Extreme caring in the classroom

Could this challenging class take a turn for the better?

CITTA’ NUOVA

2 min read
By
Ivana Fuentes

I’ve been teaching high school and middle school students for the past 12 years. Every year, there is always one group of students that challenges me the most. 

One year (which happened to be my first in a new school district) a particular class challenged me daily. They were resistant to most things I proposed, even to activities which I thought would be most fun and interesting. The students were unkind to one another, and there was a constant atmosphere of tension, which made it very difficult to teach.

At a certain point, there was a situation where one student made a very poor and inappropriate decision on an assignment, for which I had to follow through with appropriate but severe consequence. This student was funny, intelligent and well-liked by his peers, so as a result, the whole class turned against me. 

Each day, I left class frustrated… but this didn’t stop me from praying for them. I asked for the grace to see them with “new eyes” and to give them another chance. 

Despite advice from colleagues to be tough or indifferent, I decided to walk into each class with a smile and to love Jesus in each student (cf. Mt 25:40). I decided to see the potential for growth in love, maturity and character. I would make a point to say hello to even the most uncooperative students, and ask about something important to them — a sport or activity they were involved in.

One day, we got the news that a student in my class was hit by a car. It wasn’t known when she would return. I decided to put together a get-well card,  and invited each student to sign it, along with well wishes.

Months later, toward the end of the year, I received an email from a staff member informing me that I was nominated by a student who was being inducted into the National Honor Society for Teacher of the Year. It was actually a student from this class! 

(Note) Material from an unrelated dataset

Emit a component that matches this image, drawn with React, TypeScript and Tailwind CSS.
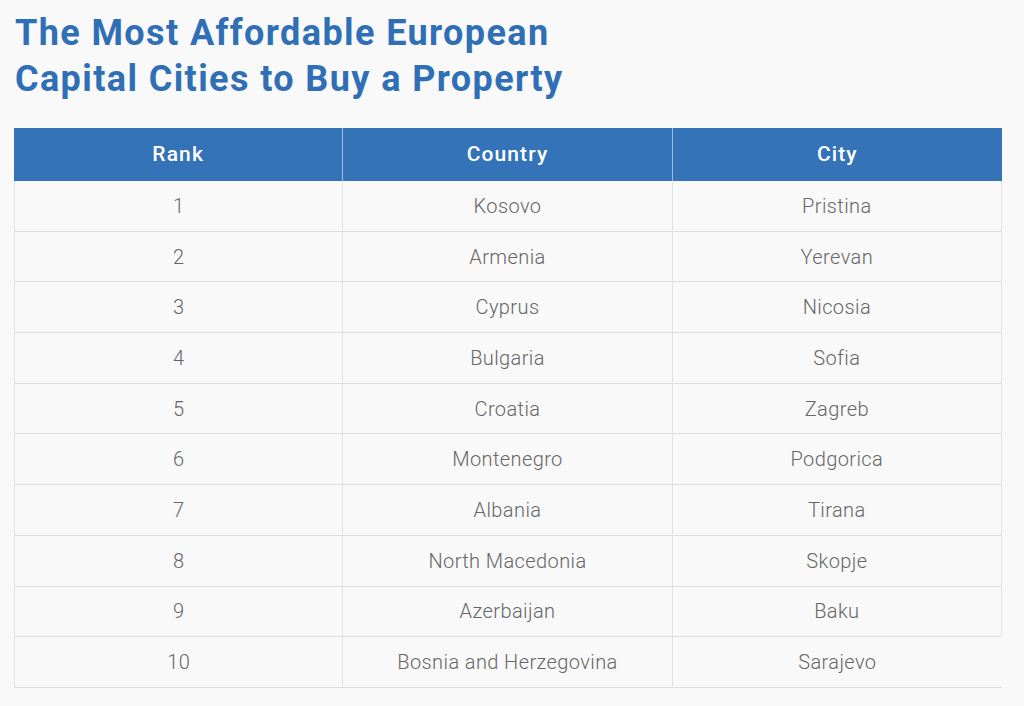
import React from "react";

const rows: [string, string, string][] = [
  ["1", "Kosovo", "Pristina"],
  ["2", "Armenia", "Yerevan"],
  ["3", "Cyprus", "Nicosia"],
  ["4", "Bulgaria", "Sofia"],
  ["5", "Croatia", "Zagreb"],
  ["6", "Montenegro", "Podgorica"],
  ["7", "Albania", "Tirana"],
  ["8", "North Macedonia", "Skopje"],
  ["9", "Azerbaijan", "Baku"],
  ["10", "Bosnia and Herzegovina", "Sarajevo"],
];

export default function App() {
  return (
    <div
      className="w-[1024px] h-[706px] bg-[#f9f9f9] overflow-hidden"
      style={{ fontFamily: "Roboto, 'Liberation Sans', sans-serif" }}
    >
      <div className="pl-[15px] pt-[10px]">
        <h1 className="text-[36px] leading-[46px] font-bold text-[#2f6fb5] tracking-[1.4px]">
          The Most Affordable European
          <br />
          Capital Cities to Buy a Property
        </h1>
      </div>
      <div className="ml-[14px] mt-[26px] w-[988px]">
        <div className="grid grid-cols-3 bg-[#3573b9] h-[53px] text-white text-[21px] font-medium tracking-[1.1px]">
          <div className="flex items-center justify-center border-r border-[#9dbde0]">Rank</div>
          <div className="flex items-center justify-center border-r border-[#9dbde0]">Country</div>
          <div className="flex items-center justify-center">City</div>
        </div>
        {rows.map((r, i) => (
          <div
            key={i}
            className="grid grid-cols-3 h-[50.7px] text-[20px] font-light tracking-[0.4px] text-[#666666] border-b border-[#dedede]"
          >
            <div className="flex items-center justify-center border-l border-r border-[#e2e2e2]">{r[0]}</div>
            <div className="flex items-center justify-center border-r border-[#e2e2e2]">{r[1]}</div>
            <div
              className={
                i === rows.length - 1
                  ? "flex items-center justify-center"
                  : "flex items-center justify-center border-r border-[#e2e2e2]"
              }
            >
              {r[2]}
            </div>
          </div>
        ))}
      </div>
    </div>
  );
}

I attended the ceremony to receive this recognition, and the student (whom I would have never suspected) handed me a personal letter, expressing her gratitude for the impact I had made on her life. 

Her letter mentioned that she appreciated how patient and “extremely caring” I had been since the start of the year, even though I was treated unfairly by some students. She was also touched by how I prepared a card for the student who had been injured, and that I took the time to explain concepts to students who seemed to be falling behind. 

Finally, she mentioned how much content and important life qualities she had learned about in my class.  Furthermore, she explained that although she does not plan on being a teacher, she felt inspired to apply the qualities of respect, care, passion and patience to her future career. 

I was so moved at how, with God’s grace to persevere in loving, I was able to touch this student’s life in a positive way. By the end of the school year, not all, but many more students began to say hello and goodbye as they walked in and out of the classroom. 

Even the student who had made a bad decision applied himself to working harder in my class, showing both respect and making better choices. I even decided that I would nominate him for the National Honor Society, because I felt that he deserved another chance.